Every tune must have a partner, according to the Loughnane template. Thus The Bright City, a waltz of Kathleen’s own making, is paired to Margaret O’Carroll, a waltz by Sean Ryan. The Handel piece is set alongside An Tonachán Trá/The Sandhopper, a self-modeled slip jig. The Lament for Ó Domhnaill segues into the familiar Three Sea Captains, this time in duet with Jacqueline McCarthy’s concertina. In Aisling an Oigfhear, Kathleen traces the development of this extraordinary melody into the present day quasi-anthem, The Derry Air, the Danny Boy beloved of every maudlin public house singer.

There’s just one song, but it is a centrepiece. Kathleen first heard Séamus Begley sing Bean Dubh an Ghleanna in west Kerry when she was 14. Here, she persuades the big man to re-live the performance, this time to an exquisite harp and bouzouki arrangement.
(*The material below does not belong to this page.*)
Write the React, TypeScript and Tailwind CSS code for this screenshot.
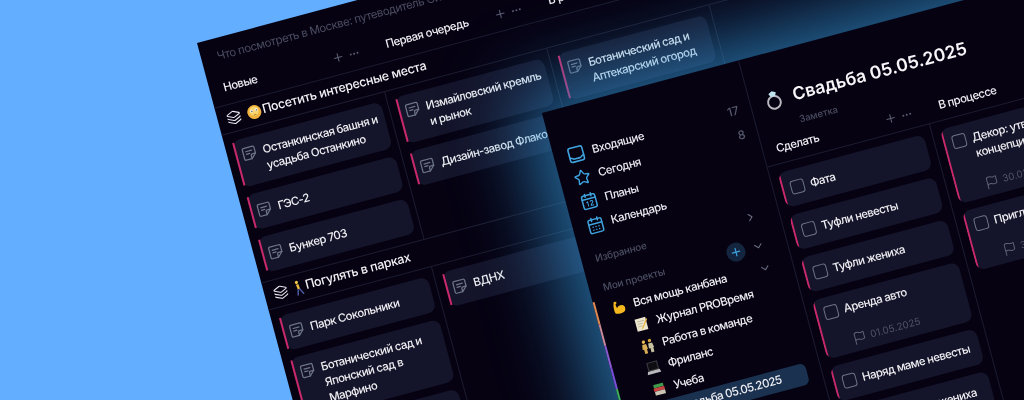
import React from "react";
import { CalendarDays, ChevronDown, ChevronRight, Ellipsis, Flag, Layers, Plus, Star } from "lucide-react";

const Note = () => (
  <svg width="16" height="16" viewBox="0 0 24 24" fill="none" stroke="#6d7488" strokeWidth="1.900" strokeLinecap="round" strokeLinejoin="round" className="shrink-0">
    <path d="M14 21H5a2 2 0 0 1-2-2V5a2 2 0 0 1 2-2h14a2 2 0 0 1 2 2v9l-7 7Z" />
    <path d="M14 21v-5a2 2 0 0 1 2-2h5" />
    <path d="M7.500 8.500h9M7.500 12.500h5" />
  </svg>
);

const Inbox = () => (
  <svg width="19" height="19" viewBox="0 0 24 24" fill="none" stroke="#3ea3de" strokeWidth="2" strokeLinecap="round" strokeLinejoin="round" className="shrink-0">
    <rect x="3" y="3" width="18" height="18" rx="2.500" />
    <path d="M3 15c3 0 3.500 2.500 5.500 2.500h7c2 0 2.500-2.500 5.500-2.500" />
  </svg>
);

const Cal12 = () => (
  <svg width="18" height="18" viewBox="0 0 24 24" fill="none" stroke="#3ea3de" strokeWidth="2" strokeLinecap="round" strokeLinejoin="round" className="shrink-0">
    <rect x="3" y="4" width="18" height="18" rx="2.500" />
    <path d="M8 2v4M16 2v4M3 9h18" />
    <path d="M8 13.500l1.500-1v6M13 13c1-1.200 3.500-.8 3.500 1 0 1.500-3.500 2.500-3.500 4.500h3.500" strokeWidth="1.300" />
  </svg>
);

const Face = () => (
  <svg width="15" height="15" viewBox="0 0 16 16" className="shrink-0">
    <circle cx="8" cy="8" r="7.500" fill="#f0b23c" />
    <circle cx="8" cy="7" r="5" fill="#f8d469" />
    <circle cx="5.500" cy="6.500" r="1.700" fill="#f6efe0" />
    <circle cx="10.500" cy="6" r="1.700" fill="#f6efe0" />
    <circle cx="5.700" cy="6.800" r=".7" fill="#544" />
    <circle cx="10.700" cy="6.300" r=".7" fill="#544" />
    <path d="M6.500 11h3" stroke="#a9722a" strokeWidth="1" />
  </svg>
);

const Walker = () => (
  <svg width="11" height="16" viewBox="0 0 11 16" className="shrink-0">
    <circle cx="4" cy="2" r="1.600" fill="#f2c84e" />
    <path d="M3 4h2.500l.5 5H3.500z" fill="#e8b93d" />
    <path d="M4 9 2.500 15M5.500 9 8.500 15" stroke="#4a5a9c" strokeWidth="1.500" />
  </svg>
);

const Muscle = () => (
  <svg width="14" height="15" viewBox="0 0 14 15" className="shrink-0">
    <path d="M3.500 1 6 1.500 5.500 3.500 4.500 3.800 5 8c1.500-2 4.500-2.500 6.500-1.500 2 1 2 4.500.5 6-2 1.500-6.500 1.500-9.500.5C1.500 11 1.500 5 3.500 1Z" fill="#f2b81e" />
  </svg>
);

const Memo = () => (
  <svg width="14" height="15" viewBox="0 0 14 15" className="shrink-0">
    <rect x="1" y="1.500" width="11" height="12.500" fill="#ece6cf" />
    <path d="M3 4.500h7M3 7h5M3 9.500h4" stroke="#b8b29c" strokeWidth=".8" />
    <path d="M12.500 3 6.500 11l-1 2 2-1.200L13.500 4z" fill="#e2b53c" />
  </svg>
);

const People = () => (
  <svg width="14" height="15" viewBox="0 0 14 15" className="shrink-0">
    <circle cx="3.800" cy="2.500" r="1.700" fill="#e8b94e" />
    <circle cx="10" cy="2.500" r="1.700" fill="#dca83c" />
    <path d="M1.800 5h4l.7 5H5.500v4.500H2.500V10H1z" fill="#d9ad55" />
    <path d="M8 5h4l.9 5H12v4.500H9V10H7.500z" fill="#c7c0a0" />
  </svg>
);

const Laptop = () => (
  <svg width="15" height="15" viewBox="0 0 15 15" className="shrink-0">
    <rect x="2" y="1.500" width="11" height="9" fill="#3b3b40" />
    <rect x="3" y="2.500" width="9" height="7" fill="#0e0e12" />
    <path d="M1.500 10.500h12l1 3H.5z" fill="#b9b9bd" />
  </svg>
);

const Books = () => (
  <svg width="14" height="14" viewBox="0 0 14 14" className="shrink-0">
    <rect x="2" y="1.500" width="10" height="3.500" rx=".6" fill="#3f9a4c" />
    <rect x="1.500" y="5" width="11" height="3.500" rx=".6" fill="#c8423f" />
    <rect x="2" y="8.500" width="10.500" height="4" rx=".6" fill="#c9c4b4" />
  </svg>
);

const Ring = ({ size = 18 }: { size?: number }) => (
  <svg width={size} height={size + 2} viewBox="0 0 18 20" fill="none" className="shrink-0">
    <ellipse cx="8.500" cy="12.500" rx="5.800" ry="5.800" stroke="#b9b9c0" strokeWidth="1.800" />
    <path d="M8.500 2 12 4 10.500 7h-4L5 4z" fill="#bfe4ee" />
  </svg>
);

const Bar = () => <span className="absolute left-0 top-[2px] bottom-[2px] w-[2px] bg-[#c9296a]" />;

function NoteCard({ lines, tall }: { lines: string[]; tall?: boolean }) {
  return (
    <div className={`relative flex items-start gap-[6px] rounded-lg bg-[#14142a] pl-[6px] pr-2 text-[11.500px] leading-4 font-medium tracking-[-0.05em] text-[#eeeef2] ${tall ? "py-2" : "py-[10px]"}`}>
      <Bar />
      <Note />
      <div>
        {lines.map((l) => (
          <div key={l} className="whitespace-nowrap">{l}</div>
        ))}
      </div>
    </div>
  );
}

function TaskCard({ lines, date }: { lines: string[]; date?: string }) {
  return (
    <div className={`relative flex items-start gap-[6px] overflow-hidden rounded-lg bg-[#14142a] pl-[9px] pr-2 text-[11.500px] leading-4 font-medium tracking-[-0.05em] text-[#eeeef2] ${date ? "pt-2 pb-[5px]" : "py-[10px]"}`}>
      <Bar />
      <span className="mt-[1px] size-[14px] shrink-0 rounded-[3px] border border-[#6d7488]" />
      <div>
        {lines.map((l) => (
          <div key={l} className="whitespace-nowrap">{l}</div>
        ))}
        {date && (
          <div className="mt-4 flex h-4 items-center gap-[3px] pl-[1px] text-[9.800px] font-normal tracking-normal text-[#4f5368]">
            <Flag size={14} strokeWidth={1.700} className="shrink-0 text-[#5d6378]" />
            <span className="ml-[1px]">{date}</span>
          </div>
        )}
      </div>
    </div>
  );
}

function ColHead({ name, actions = true, w }: { name: string; actions?: boolean; w: string }) {
  return (
    <div className={`flex items-center justify-between pl-[14px] pr-[13px] text-[11.500px] font-medium tracking-[-0.05em] text-[#eeeef2] ${w}`}>
      <span>{name}</span>
      {actions && (
        <span className="flex items-center gap-[4px] text-[#5b5f72]">
          <Plus size={13} />
          <Ellipsis size={12} />
        </span>
      )}
    </div>
  );
}

function Lane({ icon, title, cols }: { icon: React.ReactNode; title: string; cols: React.ReactNode[] }) {
  return (
    <section>
      <div className="flex h-[29px] items-center border-y border-[#1c1c30] pl-[9px] text-[12.500px] font-medium tracking-[-0.025em] text-[#f2f2f5]">
        <Layers size={15} strokeWidth={1.700} className="mr-[6px] shrink-0 text-[#e8e8ee]" />
        {icon}
        <span className="ml-[1px] whitespace-nowrap">{title}</span>
      </div>
      <div className="flex">
        {cols.map((c, i) => (
          <div key={i} className={`flex w-[168px] shrink-0 flex-col gap-2 pt-2 pb-2 pl-2 pr-[6px] ${i ? "border-l border-[#1c1c30]" : ""}`}>
            {c}
          </div>
        ))}
      </div>
    </section>
  );
}

function NavRow({ icon, label, count }: { icon: React.ReactNode; label: string; count?: string }) {
  return (
    <div className="flex h-[24.500px] items-center gap-[7px] pl-[13px] pr-[12px] text-[11.500px] font-medium tracking-[-0.05em] text-[#e8e8ee]">
      <span className="flex w-[19px] justify-center">{icon}</span>
      <span className="flex-1">{label}</span>
      {count && <span className="text-[12px] tracking-normal text-[#565a6e]">{count}</span>}
    </div>
  );
}

function ProjectRow({ icon, label, edge, nested = true, active, chevron }: { icon: React.ReactNode; label: string; edge: string; nested?: boolean; active?: boolean; chevron?: boolean }) {
  return (
    <div className={`flex h-[22.500px] items-center border-l-2 pr-4 text-[11.500px] font-medium tracking-[-0.05em] text-[#eeeef2] ${edge}`}>
      <div className={`flex h-full flex-1 items-center gap-2 ${nested ? "pl-[32px]" : "pl-[14px]"} ${active ? "ml-[24px] !pl-[8px] rounded-md bg-[#1a3150] -mr-[2px]" : ""}`}>
        <span className="flex w-[15px] shrink-0 justify-center">{icon}</span>
        <span className="flex-1 whitespace-nowrap">{label}</span>
        {chevron && <ChevronDown size={13} className="mr-[5px] text-[#6a6e80]" />}
      </div>
    </div>
  );
}

export default function App() {
  return (
    <div className="relative h-[400px] w-[1024px] overflow-hidden bg-[#64aeff] font-['Inter',sans-serif] blur-[0.4px]">
      <div className="absolute left-[197px] top-[43px] h-0 w-0 origin-top-left rotate-[-15deg]">
        {/* back window */}
        <div className="absolute left-0 top-0 h-[640px] w-[1060px] bg-[#060212]">
          <div className="flex h-[34px] items-center whitespace-nowrap pl-4 pt-1 text-[11.500px] tracking-[-0.04em] text-[#4b4d62]">
            Что посмотреть в Москве: путеводитель Сила и красота
          </div>
          <div className="flex h-[33px]">
            <ColHead name="Новые" w="w-[168px]" />
            <ColHead name="Первая очередь" w="w-[168px]" />
            <ColHead name="В работе" w="w-[168px]" />
          </div>
          <Lane
            icon={<Face />}
            title="Посетить интересные места"
            cols={[
              <>
                <NoteCard tall lines={["Останкинская башня и", "усадьба Останкино"]} />
                <NoteCard lines={["ГЭС-2"]} />
                <NoteCard lines={["Бункер 703"]} />
              </>,
              <>
                <NoteCard tall lines={["Измайловский кремль", "и рынок"]} />
                <NoteCard lines={["Дизайн-завод Флакон"]} />
              </>,
              <NoteCard tall lines={["Ботанический сад и", "Аптекарский огород"]} />,
              <span />,
            ]}
          />
          <Lane
            icon={<Walker />}
            title="Погулять в парках"
            cols={[
              <>
                <NoteCard lines={["Парк Сокольники"]} />
                <NoteCard tall lines={["Ботанический сад и", "Японский сад в", "Марфино"]} />
                <NoteCard lines={["Парк Горького"]} />
              </>,
              <NoteCard lines={["ВДНХ"]} />,
              <span />,
              <span />,
            ]}
          />
        </div>

        {/* front window */}
        <div className="absolute left-[315px] top-[157px] flex h-[520px] w-[760px] bg-[#060212] shadow-[0_0_75px_22px_rgba(50,150,215,0.68)]">
          <aside className="w-[204px] shrink-0 border-r border-[#1c1c30]">
            <div className="pt-[36px]">
              <NavRow icon={<Inbox />} label="Входящие" count="17" />
              <NavRow icon={<Star size={17} strokeWidth={2} className="text-[#3ea3de]" />} label="Сегодня" count="8" />
              <NavRow icon={<Cal12 />} label="Планы" />
              <NavRow icon={<CalendarDays size={18} strokeWidth={2} className="text-[#3ea3de]" />} label="Календарь" />
            </div>
            <div className="mt-2 flex h-6 items-center justify-between pl-[14px] pr-[22px] text-[10px] font-medium tracking-[-0.02em] text-[#4b4f63]">
              <span>Избранное</span>
              <ChevronRight size={13} className="text-[#6a6e80]" />
            </div>
            <div className="mt-[6px] flex h-6 items-center pl-[14px] pr-[22px] text-[10px] font-medium tracking-[-0.02em] text-[#4b4f63]">
              <span className="flex-1">Мои проекты</span>
              <span className="mr-[7px] flex size-[19px] items-center justify-center rounded-full bg-[#14263f]">
                <Plus size={13} strokeWidth={2.200} className="text-[#3ea3de]" />
              </span>
              <ChevronDown size={13} className="text-[#6a6e80]" />
            </div>
            <div>
              <ProjectRow nested={false} chevron edge="border-[#e08a52]" icon={<Muscle />} label="Вся мощь канбана" />
              <ProjectRow edge="border-[#c88a9a]" icon={<Memo />} label="Журнал PROBремя" />
              <ProjectRow edge="border-[#8a5ad0]" icon={<People />} label="Работа в команде" />
              <ProjectRow edge="border-[#7a4fd8]" icon={<Laptop />} label="Фриланс" />
              <ProjectRow edge="border-[#3fae5a]" icon={<Books />} label="Учеба" />
              <ProjectRow active edge="border-[#3fae5a]" icon={<Ring />} label="Свадьба 05.05.2025" />
            </div>
          </aside>

          <main className="flex-1">
            <div className="flex items-center gap-[9px] pl-[14px] pt-[35px] text-[17.600px] leading-6 font-semibold text-[#f6f6f8]">
              <Ring size={20} />
              <span>Свадьба 05.05.2025</span>
            </div>
            <div className="mt-[6px] pl-[43px] text-[9.500px] leading-4 font-medium text-[#4b4d62]">Заметка</div>
            <div className="flex h-[30px] items-center border-b border-[#1c1c30]">
              <ColHead name="Сделать" w="w-[167px] !pl-[13px]" />
              <ColHead name="В процессе" w="w-[167px]" />
            </div>
            <div className="flex">
              <div className="flex w-[167px] shrink-0 flex-col gap-2 p-2">
                <TaskCard lines={["Фата"]} />
                <TaskCard lines={["Туфли невесты"]} />
                <TaskCard lines={["Туфли жениха"]} />
                <TaskCard lines={["Аренда авто"]} date="01.05.2025" />
                <TaskCard lines={["Наряд маме невесты"]} />
                <TaskCard lines={["Наряд маме жениха"]} />
              </div>
              <div className="flex w-[167px] shrink-0 flex-col gap-2 border-l border-[#1c1c30] p-2">
                <TaskCard lines={["Декор: утвердить", "концепцию"]} date="30.03.2025" />
                <TaskCard lines={["Пригласительные"]} date="30.03.2025" />
              </div>
            </div>
          </main>
        </div>
      </div>
    </div>
  );
}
The continuous regeneration of traditional music is emphasised by the presence on a number of tracks of two of her children – Catríona on accordion and Cormac on whistle and pipes.

Her Dordán comrades – Mary Bergin on whistle, Dearbhall Standún on fiddle and Martina Goggin on djembe – join in on Lúcháir on Léinn, a commissioned piece written by Kathleen to commemorate 150 years of student Enrolment at NUIG (National University of Ireland) Kathleen used to describe her debut solo album, Affairs of the Harp, as "a present to myself." Its successor is a present to the rest of us.